When I first read this article, I thought of the 60's BBC cult TV show "The Prisoner" - a creepy tale of a sinister walled village somewhere in the UK ruled by an invisible dictatorial force.  By all accounts, folks in this Dutch village have reduced levels of anxiety as well as more discernible joy and meaning in their lives.  Comments on Facebook were almost uniformly positive, proclaiming this model to be an innovative, compassionate and effective alternative to traditional nursing homes.  It may be all those things, but it's not normal.  I can't decide if it's human or inhuman.

This story got me thinking about the value of segregated settings - are they EVER a good thing?  When our son Nick was small, I was a tireless advocate of inclusion for children with disabilities at school.  That is, until we moved to the UK and decided to put Nick in a special training institute for a type of therapy called Conductive Education.  To me, that decision was akin to sending Nick to ballet or hockey school.  Nicholas was there to learn specific skills that were not available in the mainstream and the education on offer was intensive.  After two years of that training, we realised that Nicholas had accomplished all that he was able and was ready to move back into the mainstream.  All to say that I am not against segregated settings per say, but I'm wary of them.

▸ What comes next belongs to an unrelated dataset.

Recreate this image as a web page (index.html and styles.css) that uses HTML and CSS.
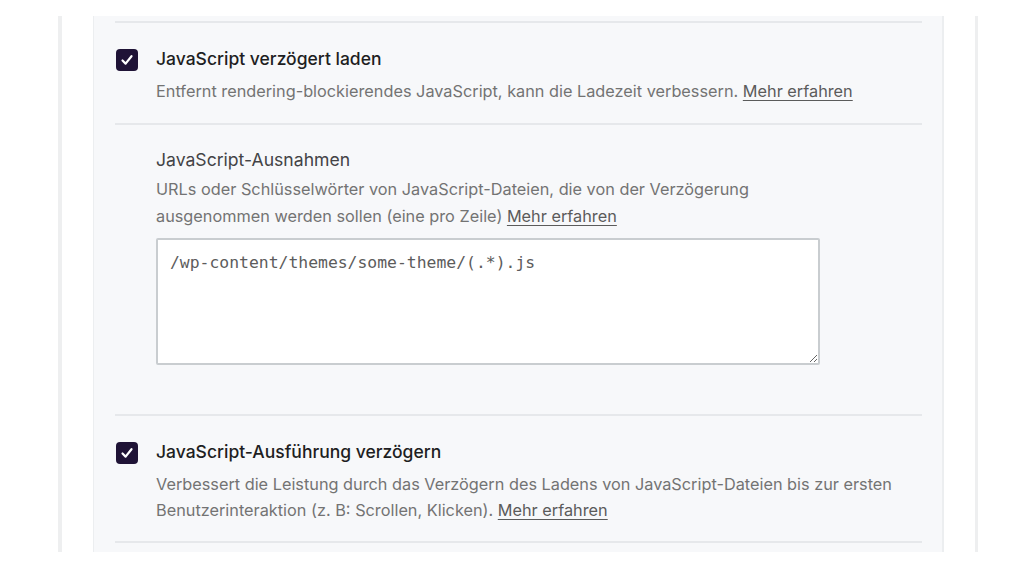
FILE: index.html
```html
<!DOCTYPE html>
<html lang="de">
<head>
<meta charset="utf-8">
<link rel="stylesheet" href="styles.css">
</head>
<body>
<div class="page">
  <div class="panel">
    <div class="top-rule"></div>
    <section class="option">
      <span class="check"><svg viewBox="0 0 22 22" width="22" height="22"><path d="M6.5 11.5 L9.6 14.6 L15.5 7.2" fill="none" stroke="#fff" stroke-width="2.2" stroke-linecap="round" stroke-linejoin="round"/></svg></span>
      <div class="option-body">
        <h3 class="title">JavaScript verzögert laden</h3>
        <p class="desc">Entfernt rendering-blockierendes JavaScript, kann die Ladezeit verbessern. <a href="#">Mehr erfahren</a></p>
      </div>
    </section>
    <section class="sub">
      <h4 class="sub-title">JavaScript-Ausnahmen</h4>
      <p class="desc">URLs oder Schlüsselwörter von JavaScript-Dateien, die von der Verzögerung<br>ausgenommen werden sollen (eine pro Zeile) <a href="#">Mehr erfahren</a></p>
      <textarea class="field">/wp-content/themes/some-theme/(.*).js</textarea>
    </section>
    <section class="option second">
      <span class="check"><svg viewBox="0 0 22 22" width="22" height="22"><path d="M6.5 11.5 L9.6 14.6 L15.5 7.2" fill="none" stroke="#fff" stroke-width="2.2" stroke-linecap="round" stroke-linejoin="round"/></svg></span>
      <div class="option-body">
        <h3 class="title">JavaScript-Ausführung verzögern</h3>
        <p class="desc">Verbessert die Leistung durch das Verzögern des Ladens von JavaScript-Dateien bis zur ersten<br>Benutzerinteraktion (z. B: Scrollen, Klicken). <a href="#">Mehr erfahren</a></p>
      </div>
    </section>
  </div>
</div>
</body>
</html>
```

FILE: styles.css
```css
* { box-sizing: border-box; }
html, body { margin: 0; padding: 0; background: #fff; }
body {
  font-family: Inter, "Noto Sans", "Liberation Sans", sans-serif;
  width: 1024px;
  height: 576px;
  overflow: hidden;
}
.page {
  margin: 16px 0 0 58px;
  width: 920px;
  height: 536px;
  border-left: 4px solid #eeeff0;
  border-right: 3px solid #eeeff0;
  padding-left: 31px;
  overflow: hidden;
}
.panel {
  width: 851px;
  height: 100%;
  background: #f7f8fa;
  border-left: 1px solid #eceef0;
  border-right: 2px solid #eceef0;
  padding: 0 20px 0 21px;
}
.top-rule {
  height: 7px;
  border-bottom: 2px solid #e6e8eb;
}
.option {
  display: flex;
  gap: 18px;
  padding: 26px 0 0 1px;
  height: 102px;
  border-bottom: 2px solid #e6e8eb;
}
.option.second {
  padding-top: 26px;
  height: 127px;
}
.option.second .desc { line-height: 26px; margin-top: 9px; }
.check {
  flex: none;
  width: 22px;
  height: 22px;
  border-radius: 4px;
  background: #1f1336;
  display: flex;
}
.title {
  margin: 0;
  font-size: 17.5px;
  font-weight: 500;
  line-height: 20px;
  color: #1e1e22;
}
.desc {
  margin: 9px 0 0;
  font-size: 16.3px;
  line-height: 26.5px;
  color: #737373;
}
.desc a {
  color: #5b5b5b;
  text-decoration: underline;
  text-underline-offset: 3px;
  text-decoration-thickness: 1px;
}
.sub {
  padding: 25px 0 0 41px;
  height: 291px;
  border-bottom: 2px solid #e6e8eb;
}
.sub-title {
  margin: 0;
  font-size: 17.6px;
  font-weight: 400;
  line-height: 20px;
  color: #434346;
}
.sub .desc { margin-top: 6px; line-height: 27px; }
.field {
  display: block;
  margin-top: 8px;
  width: 664px;
  height: 127px;
  border: 2px solid #c9cdd0;
  border-radius: 2px;
  background: #fff;
  padding: 12px 12px;
  font-family: "DejaVu Sans Mono", "Liberation Mono", monospace;
  font-size: 16.4px;
  line-height: 22px;
  color: #5c5c5c;
  resize: vertical;
}
```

But the Dutch village is a long way from being an environment to teach specialised skills.  It is a rarefied version of life itself, somehow akin to 'The Truman Show'.  And yet.  My mother does not suffer from Alzheimer's, but if she did, wouldn't I choose a closed village for her as an alternative to a nursing home?  I believe I would, but only if there was no third alternative.  The question that persists in my mind, is "can't we accommodate our loved ones with advanced forms of dementia within society?  Do we really need to construct an alternate and separate reality for them?"  Jean Vanier understands the need to reconcile the needs of vulnerable persons with safety and inclusion.  His "L'Arche" model leverages the assets of compassionate citizens seeking meaning in their lives who wish to live with, not apart from, people with high needs, including sometimes challenging behaviours.  But doesn't any inclusive solution by its nature limit the freedoms of people with cognitive impairments?  The Dutch village seems to offer freedom of safe movement within city walls, that is certain.

I am glad that people around the world are developing new ways of caring for our most vulnerable citizens and I think compassionate models are all worth a try.  For my family, I hope that we will live together, without walls or air-locked entrances.  I hope we can find a way to do that.